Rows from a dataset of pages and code
================

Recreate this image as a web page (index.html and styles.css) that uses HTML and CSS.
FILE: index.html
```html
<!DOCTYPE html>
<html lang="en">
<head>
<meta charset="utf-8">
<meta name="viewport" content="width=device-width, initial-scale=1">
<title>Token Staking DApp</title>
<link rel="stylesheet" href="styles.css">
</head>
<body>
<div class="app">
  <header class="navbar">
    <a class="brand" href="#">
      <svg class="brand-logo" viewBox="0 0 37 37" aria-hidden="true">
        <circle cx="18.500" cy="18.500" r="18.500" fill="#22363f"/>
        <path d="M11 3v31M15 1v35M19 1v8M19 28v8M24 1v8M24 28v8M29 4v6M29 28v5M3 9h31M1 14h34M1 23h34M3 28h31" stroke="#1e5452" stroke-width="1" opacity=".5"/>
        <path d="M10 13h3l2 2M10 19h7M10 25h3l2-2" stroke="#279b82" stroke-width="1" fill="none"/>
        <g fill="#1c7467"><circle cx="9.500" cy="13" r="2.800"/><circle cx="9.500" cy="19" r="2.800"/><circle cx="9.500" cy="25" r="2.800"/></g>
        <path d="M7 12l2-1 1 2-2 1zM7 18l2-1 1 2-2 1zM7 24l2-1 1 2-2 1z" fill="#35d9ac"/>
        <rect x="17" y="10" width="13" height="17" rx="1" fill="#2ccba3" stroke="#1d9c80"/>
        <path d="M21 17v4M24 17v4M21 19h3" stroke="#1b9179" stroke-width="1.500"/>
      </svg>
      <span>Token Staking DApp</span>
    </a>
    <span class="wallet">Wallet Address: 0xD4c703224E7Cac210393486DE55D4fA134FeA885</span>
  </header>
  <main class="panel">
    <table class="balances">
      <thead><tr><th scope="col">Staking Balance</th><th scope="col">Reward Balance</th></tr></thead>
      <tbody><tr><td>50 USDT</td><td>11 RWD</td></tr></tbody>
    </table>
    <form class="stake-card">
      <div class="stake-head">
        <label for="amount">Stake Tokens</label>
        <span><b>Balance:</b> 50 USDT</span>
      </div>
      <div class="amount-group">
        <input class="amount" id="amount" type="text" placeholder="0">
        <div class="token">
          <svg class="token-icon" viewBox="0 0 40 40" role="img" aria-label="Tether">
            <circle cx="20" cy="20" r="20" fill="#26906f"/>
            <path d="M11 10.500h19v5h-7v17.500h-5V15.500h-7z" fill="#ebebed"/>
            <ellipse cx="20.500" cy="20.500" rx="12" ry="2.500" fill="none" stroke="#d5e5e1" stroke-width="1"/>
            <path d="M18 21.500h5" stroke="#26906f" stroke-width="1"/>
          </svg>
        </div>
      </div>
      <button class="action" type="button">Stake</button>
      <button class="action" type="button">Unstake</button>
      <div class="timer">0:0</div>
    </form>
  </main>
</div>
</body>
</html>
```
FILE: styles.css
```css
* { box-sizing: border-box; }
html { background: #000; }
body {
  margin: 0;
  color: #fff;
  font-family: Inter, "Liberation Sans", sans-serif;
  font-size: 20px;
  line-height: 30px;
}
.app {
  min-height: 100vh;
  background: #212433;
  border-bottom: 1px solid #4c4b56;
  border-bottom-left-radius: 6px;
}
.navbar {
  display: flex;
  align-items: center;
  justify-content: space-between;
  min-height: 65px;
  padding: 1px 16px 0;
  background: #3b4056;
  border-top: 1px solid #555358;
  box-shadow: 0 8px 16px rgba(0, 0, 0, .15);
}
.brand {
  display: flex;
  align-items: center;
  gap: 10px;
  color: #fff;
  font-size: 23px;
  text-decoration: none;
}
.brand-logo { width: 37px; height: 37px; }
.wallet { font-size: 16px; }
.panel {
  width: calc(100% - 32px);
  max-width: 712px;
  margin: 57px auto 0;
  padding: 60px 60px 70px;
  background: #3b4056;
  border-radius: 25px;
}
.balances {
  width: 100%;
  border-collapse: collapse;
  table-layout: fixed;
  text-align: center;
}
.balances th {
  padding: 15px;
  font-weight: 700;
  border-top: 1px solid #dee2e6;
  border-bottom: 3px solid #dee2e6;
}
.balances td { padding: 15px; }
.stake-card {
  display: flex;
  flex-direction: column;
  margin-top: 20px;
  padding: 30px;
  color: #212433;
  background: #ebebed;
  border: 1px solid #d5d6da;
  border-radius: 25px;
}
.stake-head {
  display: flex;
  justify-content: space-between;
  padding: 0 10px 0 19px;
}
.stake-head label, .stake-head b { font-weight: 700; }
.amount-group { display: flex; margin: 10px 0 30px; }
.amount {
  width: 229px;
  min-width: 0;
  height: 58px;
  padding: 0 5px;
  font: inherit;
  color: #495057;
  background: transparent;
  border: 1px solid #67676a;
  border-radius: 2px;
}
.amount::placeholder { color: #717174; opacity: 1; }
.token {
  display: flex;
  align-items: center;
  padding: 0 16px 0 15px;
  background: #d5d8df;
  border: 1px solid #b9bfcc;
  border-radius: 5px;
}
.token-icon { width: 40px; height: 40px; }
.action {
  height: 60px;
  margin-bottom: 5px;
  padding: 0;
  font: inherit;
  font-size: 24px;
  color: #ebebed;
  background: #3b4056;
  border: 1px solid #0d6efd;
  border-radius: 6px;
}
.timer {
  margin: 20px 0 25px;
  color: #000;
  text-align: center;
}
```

================

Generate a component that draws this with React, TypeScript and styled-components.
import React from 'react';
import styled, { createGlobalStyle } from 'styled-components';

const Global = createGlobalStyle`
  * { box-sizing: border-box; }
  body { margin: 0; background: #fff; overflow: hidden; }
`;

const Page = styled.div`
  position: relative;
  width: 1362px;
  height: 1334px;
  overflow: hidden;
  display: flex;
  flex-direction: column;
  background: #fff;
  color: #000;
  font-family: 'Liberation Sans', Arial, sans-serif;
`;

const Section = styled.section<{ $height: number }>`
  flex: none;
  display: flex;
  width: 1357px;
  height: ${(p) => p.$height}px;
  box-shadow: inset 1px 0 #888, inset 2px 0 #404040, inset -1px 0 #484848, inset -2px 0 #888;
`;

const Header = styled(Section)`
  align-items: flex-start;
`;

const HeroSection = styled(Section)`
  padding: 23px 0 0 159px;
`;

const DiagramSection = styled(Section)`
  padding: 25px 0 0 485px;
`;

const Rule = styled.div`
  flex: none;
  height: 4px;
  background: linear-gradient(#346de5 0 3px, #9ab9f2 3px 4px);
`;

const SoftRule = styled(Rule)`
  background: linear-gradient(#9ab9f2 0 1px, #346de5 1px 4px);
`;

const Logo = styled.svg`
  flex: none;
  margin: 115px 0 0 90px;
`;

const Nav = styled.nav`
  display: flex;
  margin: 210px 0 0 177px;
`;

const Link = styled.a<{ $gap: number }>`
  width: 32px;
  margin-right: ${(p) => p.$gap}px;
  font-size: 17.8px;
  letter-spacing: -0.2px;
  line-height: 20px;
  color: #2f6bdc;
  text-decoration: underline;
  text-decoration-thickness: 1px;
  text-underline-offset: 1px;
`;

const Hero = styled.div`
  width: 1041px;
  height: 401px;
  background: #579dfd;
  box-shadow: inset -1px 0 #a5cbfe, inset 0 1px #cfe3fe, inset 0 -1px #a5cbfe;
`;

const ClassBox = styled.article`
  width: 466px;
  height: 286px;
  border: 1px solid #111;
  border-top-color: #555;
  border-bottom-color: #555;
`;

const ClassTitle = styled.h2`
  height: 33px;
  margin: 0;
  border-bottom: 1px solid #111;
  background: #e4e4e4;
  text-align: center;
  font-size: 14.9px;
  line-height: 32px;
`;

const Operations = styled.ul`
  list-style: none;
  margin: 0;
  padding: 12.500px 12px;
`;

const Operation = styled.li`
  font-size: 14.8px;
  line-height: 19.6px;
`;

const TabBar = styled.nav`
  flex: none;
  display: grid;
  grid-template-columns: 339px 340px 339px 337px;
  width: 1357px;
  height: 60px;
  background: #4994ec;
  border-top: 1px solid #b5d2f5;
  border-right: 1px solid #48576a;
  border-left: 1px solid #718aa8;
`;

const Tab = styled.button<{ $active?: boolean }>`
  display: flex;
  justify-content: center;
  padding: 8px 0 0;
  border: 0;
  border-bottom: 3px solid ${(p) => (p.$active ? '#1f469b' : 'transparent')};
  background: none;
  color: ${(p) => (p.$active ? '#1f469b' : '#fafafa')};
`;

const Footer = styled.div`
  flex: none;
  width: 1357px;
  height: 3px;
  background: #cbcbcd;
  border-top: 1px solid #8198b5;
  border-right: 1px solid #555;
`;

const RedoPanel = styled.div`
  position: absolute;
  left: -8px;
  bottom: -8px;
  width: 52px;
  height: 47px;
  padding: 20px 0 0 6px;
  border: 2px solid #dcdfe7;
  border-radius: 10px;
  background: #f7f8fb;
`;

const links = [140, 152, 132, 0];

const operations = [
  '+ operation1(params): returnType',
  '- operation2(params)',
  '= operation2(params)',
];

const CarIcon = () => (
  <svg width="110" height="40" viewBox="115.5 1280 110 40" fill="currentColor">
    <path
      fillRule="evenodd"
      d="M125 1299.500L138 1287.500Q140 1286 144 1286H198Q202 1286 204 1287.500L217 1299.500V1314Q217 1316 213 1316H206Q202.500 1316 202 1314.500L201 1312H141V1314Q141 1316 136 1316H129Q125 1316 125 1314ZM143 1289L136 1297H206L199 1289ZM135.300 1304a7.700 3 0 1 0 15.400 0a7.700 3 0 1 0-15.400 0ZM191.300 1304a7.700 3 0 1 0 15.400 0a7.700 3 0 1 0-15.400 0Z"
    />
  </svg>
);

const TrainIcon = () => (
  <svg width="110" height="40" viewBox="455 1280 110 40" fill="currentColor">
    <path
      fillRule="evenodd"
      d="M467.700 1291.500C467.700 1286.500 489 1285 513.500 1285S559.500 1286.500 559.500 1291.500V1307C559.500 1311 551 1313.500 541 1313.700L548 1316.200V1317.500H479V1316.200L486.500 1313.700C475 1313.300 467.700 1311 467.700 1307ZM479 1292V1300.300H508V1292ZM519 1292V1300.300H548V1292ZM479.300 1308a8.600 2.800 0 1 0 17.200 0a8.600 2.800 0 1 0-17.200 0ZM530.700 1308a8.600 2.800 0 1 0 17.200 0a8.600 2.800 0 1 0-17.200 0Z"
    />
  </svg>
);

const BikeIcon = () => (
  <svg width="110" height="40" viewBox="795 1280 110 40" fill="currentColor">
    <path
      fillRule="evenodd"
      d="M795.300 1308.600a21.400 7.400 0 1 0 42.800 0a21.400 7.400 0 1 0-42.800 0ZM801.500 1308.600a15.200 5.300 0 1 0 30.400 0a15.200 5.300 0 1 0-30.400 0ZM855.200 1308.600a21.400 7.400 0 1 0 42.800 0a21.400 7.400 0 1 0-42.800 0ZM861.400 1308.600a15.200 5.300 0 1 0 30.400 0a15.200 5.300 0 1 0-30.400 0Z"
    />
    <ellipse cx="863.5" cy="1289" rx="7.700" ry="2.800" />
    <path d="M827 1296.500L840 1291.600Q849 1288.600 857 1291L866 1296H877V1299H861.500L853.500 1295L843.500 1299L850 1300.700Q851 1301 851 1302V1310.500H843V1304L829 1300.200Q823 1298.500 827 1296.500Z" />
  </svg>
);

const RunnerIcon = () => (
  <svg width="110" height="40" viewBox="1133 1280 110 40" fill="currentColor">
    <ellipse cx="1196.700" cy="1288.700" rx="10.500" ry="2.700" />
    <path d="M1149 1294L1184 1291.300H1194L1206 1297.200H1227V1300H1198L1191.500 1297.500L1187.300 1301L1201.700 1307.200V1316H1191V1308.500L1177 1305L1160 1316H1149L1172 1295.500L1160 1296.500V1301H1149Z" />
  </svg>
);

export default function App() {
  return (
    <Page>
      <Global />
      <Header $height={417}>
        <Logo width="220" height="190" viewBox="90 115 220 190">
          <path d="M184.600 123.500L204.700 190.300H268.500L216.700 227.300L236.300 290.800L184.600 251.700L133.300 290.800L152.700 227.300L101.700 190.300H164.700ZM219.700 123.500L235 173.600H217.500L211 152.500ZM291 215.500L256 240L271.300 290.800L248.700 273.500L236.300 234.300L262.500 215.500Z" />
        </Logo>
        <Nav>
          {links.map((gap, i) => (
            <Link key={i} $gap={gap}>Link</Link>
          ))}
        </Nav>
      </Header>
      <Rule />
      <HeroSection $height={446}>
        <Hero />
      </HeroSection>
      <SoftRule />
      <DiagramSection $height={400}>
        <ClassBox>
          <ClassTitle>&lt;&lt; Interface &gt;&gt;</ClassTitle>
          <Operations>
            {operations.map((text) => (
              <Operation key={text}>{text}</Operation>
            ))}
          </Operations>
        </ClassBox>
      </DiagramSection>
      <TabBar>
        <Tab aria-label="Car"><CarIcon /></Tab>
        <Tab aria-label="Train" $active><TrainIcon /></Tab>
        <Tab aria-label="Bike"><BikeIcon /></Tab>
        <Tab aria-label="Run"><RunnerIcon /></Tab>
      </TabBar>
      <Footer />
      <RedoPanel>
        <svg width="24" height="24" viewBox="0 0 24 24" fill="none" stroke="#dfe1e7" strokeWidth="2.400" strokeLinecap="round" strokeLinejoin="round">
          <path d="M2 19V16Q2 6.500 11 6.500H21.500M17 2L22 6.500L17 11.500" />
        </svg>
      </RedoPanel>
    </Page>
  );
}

================

Exercise: Among the records above, find each line holding the string "components" and pull it out.

Answer to this problem:
Generate a component that draws this with React, TypeScript and styled-components.
import styled, { createGlobalStyle } from 'styled-components';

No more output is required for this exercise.